_INPUT_
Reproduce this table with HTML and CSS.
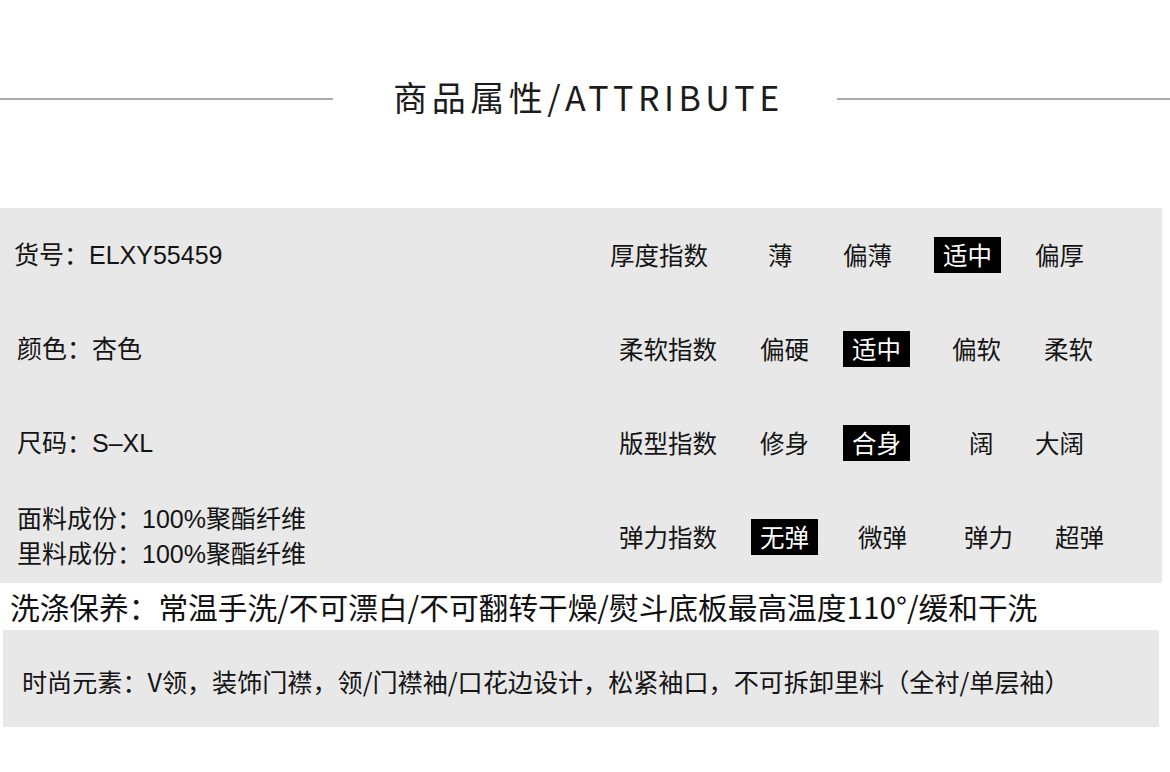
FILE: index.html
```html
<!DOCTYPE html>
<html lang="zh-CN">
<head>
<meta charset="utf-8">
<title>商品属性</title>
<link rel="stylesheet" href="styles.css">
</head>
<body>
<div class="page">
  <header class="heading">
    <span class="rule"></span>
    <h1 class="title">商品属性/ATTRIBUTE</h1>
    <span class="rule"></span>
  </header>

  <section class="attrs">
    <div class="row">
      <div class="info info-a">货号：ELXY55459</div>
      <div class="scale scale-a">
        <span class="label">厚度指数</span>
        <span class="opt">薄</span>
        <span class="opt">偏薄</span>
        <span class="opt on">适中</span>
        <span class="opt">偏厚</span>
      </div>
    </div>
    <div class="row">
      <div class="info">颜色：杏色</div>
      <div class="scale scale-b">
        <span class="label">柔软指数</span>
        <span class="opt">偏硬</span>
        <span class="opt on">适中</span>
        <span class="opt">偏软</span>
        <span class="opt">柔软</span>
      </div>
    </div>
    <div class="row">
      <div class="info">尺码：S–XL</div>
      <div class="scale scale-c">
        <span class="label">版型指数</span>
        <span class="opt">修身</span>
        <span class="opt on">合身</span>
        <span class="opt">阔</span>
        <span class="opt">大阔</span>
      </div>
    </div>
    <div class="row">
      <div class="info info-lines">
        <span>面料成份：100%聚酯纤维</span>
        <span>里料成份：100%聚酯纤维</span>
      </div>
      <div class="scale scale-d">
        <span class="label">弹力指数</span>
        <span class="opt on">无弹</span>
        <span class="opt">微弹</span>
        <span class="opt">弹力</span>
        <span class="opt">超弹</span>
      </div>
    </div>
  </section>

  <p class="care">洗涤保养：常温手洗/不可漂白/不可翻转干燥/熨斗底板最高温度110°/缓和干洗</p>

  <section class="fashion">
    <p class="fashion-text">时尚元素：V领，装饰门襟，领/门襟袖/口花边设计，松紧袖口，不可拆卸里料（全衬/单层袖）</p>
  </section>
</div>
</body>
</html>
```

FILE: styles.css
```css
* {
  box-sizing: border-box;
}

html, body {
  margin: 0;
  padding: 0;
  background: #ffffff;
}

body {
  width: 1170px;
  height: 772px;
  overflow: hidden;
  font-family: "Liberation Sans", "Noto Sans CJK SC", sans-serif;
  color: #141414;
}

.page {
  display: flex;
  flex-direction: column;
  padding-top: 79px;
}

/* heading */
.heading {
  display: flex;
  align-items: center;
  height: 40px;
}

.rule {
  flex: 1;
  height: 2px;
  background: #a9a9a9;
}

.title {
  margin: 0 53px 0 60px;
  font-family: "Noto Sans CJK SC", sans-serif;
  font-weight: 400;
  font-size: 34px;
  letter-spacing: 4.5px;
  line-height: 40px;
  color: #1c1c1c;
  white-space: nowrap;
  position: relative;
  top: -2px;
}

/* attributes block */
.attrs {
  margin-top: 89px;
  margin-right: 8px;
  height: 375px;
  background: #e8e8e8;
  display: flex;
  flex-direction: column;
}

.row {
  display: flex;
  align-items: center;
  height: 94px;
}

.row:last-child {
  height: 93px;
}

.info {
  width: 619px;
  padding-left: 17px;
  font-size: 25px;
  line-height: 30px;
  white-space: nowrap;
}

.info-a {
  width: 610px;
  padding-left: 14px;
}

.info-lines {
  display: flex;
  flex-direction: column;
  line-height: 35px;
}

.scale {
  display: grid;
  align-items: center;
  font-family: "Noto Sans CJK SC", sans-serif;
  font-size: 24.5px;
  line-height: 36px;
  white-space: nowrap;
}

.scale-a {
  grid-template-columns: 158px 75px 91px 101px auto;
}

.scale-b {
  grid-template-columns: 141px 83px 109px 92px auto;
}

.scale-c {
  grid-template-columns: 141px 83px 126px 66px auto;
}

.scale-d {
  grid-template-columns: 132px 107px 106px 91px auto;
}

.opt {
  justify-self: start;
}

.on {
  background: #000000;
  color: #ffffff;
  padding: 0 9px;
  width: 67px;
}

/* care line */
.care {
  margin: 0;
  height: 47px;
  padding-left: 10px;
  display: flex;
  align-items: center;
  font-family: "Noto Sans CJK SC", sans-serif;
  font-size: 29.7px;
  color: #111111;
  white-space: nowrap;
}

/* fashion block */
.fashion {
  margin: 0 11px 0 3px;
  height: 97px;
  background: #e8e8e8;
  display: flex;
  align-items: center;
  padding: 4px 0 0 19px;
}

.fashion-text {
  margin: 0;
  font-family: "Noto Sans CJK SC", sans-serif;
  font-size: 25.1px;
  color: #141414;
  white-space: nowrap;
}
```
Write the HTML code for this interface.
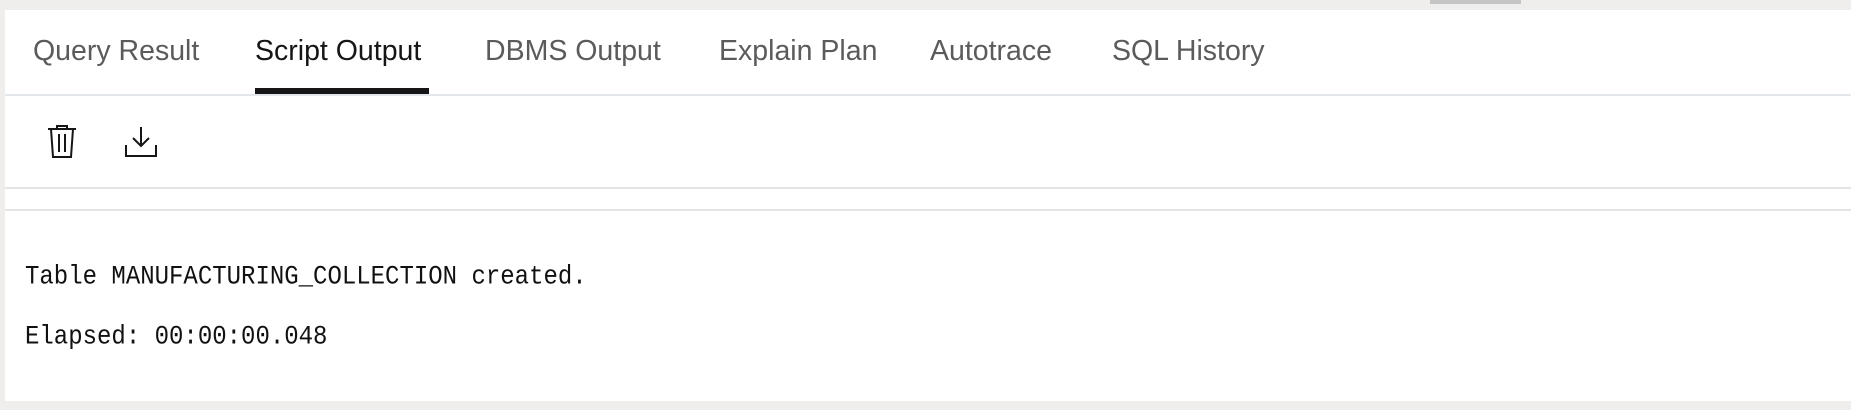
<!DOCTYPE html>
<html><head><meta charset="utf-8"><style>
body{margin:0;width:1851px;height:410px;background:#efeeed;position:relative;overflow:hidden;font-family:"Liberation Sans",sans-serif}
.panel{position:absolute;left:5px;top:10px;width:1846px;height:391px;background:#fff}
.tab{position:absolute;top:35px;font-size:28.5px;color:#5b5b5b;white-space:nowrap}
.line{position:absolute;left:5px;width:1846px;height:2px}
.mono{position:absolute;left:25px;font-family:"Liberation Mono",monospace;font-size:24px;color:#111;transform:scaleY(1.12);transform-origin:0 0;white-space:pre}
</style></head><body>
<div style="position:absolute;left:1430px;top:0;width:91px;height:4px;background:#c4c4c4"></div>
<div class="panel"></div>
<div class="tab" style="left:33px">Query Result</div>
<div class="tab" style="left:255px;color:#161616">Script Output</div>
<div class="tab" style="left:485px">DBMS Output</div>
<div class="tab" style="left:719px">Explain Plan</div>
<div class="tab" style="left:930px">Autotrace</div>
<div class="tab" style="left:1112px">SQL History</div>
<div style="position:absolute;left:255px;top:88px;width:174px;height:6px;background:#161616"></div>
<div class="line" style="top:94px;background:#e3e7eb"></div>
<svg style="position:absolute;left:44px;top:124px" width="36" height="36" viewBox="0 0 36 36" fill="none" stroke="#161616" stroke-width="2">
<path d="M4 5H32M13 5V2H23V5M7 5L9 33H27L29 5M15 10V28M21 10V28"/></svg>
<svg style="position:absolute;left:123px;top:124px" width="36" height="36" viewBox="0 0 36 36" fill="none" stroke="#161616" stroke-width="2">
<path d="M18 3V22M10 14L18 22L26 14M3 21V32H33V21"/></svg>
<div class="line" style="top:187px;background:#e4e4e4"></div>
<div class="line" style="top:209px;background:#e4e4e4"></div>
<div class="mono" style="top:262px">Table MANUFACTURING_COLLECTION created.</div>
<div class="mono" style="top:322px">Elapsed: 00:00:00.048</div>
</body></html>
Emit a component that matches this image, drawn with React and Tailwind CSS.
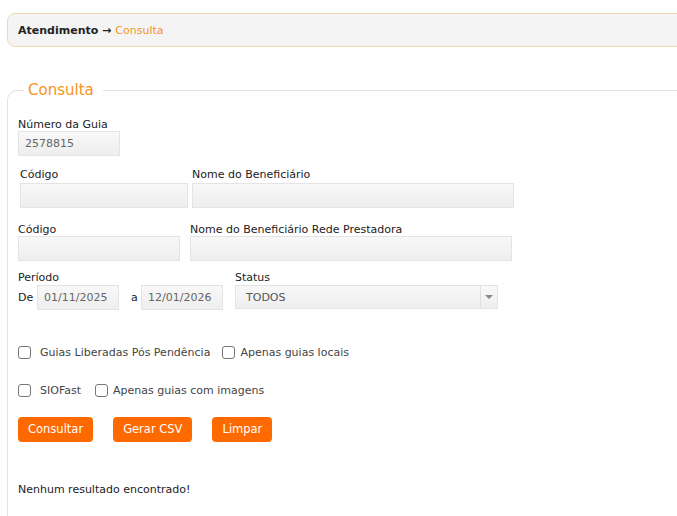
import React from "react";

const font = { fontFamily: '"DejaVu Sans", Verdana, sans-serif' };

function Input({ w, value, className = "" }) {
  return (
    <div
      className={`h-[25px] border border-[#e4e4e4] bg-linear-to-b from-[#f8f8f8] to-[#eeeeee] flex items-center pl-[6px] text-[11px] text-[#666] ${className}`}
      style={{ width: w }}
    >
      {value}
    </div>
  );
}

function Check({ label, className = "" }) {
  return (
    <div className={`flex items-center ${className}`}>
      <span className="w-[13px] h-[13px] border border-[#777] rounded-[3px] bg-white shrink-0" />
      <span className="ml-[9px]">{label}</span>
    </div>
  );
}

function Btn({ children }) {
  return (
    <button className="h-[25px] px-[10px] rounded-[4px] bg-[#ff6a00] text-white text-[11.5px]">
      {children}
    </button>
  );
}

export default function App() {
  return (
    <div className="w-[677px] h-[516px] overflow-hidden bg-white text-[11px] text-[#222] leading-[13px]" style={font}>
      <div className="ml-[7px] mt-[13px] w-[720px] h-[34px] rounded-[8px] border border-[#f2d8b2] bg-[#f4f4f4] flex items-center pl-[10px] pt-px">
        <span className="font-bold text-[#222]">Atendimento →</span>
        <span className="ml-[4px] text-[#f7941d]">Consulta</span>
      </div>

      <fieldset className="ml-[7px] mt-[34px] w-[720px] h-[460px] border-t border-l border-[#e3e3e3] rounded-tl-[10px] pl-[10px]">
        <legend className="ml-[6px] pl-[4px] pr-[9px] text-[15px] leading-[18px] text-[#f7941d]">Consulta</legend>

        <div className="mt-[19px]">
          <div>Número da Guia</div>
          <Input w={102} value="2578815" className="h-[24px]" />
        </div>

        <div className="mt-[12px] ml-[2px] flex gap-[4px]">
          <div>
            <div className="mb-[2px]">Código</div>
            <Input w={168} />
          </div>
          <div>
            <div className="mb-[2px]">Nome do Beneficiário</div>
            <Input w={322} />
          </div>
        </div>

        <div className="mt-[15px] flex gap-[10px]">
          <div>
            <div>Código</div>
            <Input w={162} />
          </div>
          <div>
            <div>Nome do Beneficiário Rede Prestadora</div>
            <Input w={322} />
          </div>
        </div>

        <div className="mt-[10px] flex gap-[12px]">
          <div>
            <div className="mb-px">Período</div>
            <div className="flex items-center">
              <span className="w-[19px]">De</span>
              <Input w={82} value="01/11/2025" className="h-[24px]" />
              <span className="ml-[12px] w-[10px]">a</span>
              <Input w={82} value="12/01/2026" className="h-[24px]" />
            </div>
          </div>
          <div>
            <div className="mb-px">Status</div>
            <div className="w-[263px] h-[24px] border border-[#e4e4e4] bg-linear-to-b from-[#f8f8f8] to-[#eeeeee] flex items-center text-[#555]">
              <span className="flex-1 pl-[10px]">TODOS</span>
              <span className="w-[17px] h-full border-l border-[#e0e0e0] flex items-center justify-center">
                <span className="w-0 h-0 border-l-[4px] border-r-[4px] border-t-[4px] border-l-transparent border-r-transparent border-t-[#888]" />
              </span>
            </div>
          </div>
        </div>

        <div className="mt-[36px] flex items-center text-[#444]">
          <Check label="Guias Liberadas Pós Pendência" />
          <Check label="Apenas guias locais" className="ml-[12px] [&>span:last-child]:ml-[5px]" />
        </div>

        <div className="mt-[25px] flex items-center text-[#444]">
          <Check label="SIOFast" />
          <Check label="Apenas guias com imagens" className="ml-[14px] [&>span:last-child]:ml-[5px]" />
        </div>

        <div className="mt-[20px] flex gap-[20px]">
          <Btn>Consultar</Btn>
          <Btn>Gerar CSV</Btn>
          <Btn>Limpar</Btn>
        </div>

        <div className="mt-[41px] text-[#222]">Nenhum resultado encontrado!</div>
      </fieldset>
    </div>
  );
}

_WRITTEN TASK_
Your copy should hold only the lines from the one containing "Emit a component" through the one containing "pl-[4px] pr-[9px] text-[15px]", word for word, with no pictures.

_SOLUTION FOR THIS TASK_
Emit a component that matches this image, drawn with React and Tailwind CSS.
import React from "react";

const font = { fontFamily: '"DejaVu Sans", Verdana, sans-serif' };

function Input({ w, value, className = "" }) {
  return (
    <div
      className={`h-[25px] border border-[#e4e4e4] bg-linear-to-b from-[#f8f8f8] to-[#eeeeee] flex items-center pl-[6px] text-[11px] text-[#666] ${className}`}
      style={{ width: w }}
    >
      {value}
    </div>
  );
}

function Check({ label, className = "" }) {
  return (
    <div className={`flex items-center ${className}`}>
      <span className="w-[13px] h-[13px] border border-[#777] rounded-[3px] bg-white shrink-0" />
      <span className="ml-[9px]">{label}</span>
    </div>
  );
}

function Btn({ children }) {
  return (
    <button className="h-[25px] px-[10px] rounded-[4px] bg-[#ff6a00] text-white text-[11.5px]">
      {children}
    </button>
  );
}

export default function App() {
  return (
    <div className="w-[677px] h-[516px] overflow-hidden bg-white text-[11px] text-[#222] leading-[13px]" style={font}>
      <div className="ml-[7px] mt-[13px] w-[720px] h-[34px] rounded-[8px] border border-[#f2d8b2] bg-[#f4f4f4] flex items-center pl-[10px] pt-px">
        <span className="font-bold text-[#222]">Atendimento →</span>
        <span className="ml-[4px] text-[#f7941d]">Consulta</span>
      </div>

      <fieldset className="ml-[7px] mt-[34px] w-[720px] h-[460px] border-t border-l border-[#e3e3e3] rounded-tl-[10px] pl-[10px]">
        <legend className="ml-[6px] pl-[4px] pr-[9px] text-[15px] leading-[18px] text-[#f7941d]">Consulta</legend>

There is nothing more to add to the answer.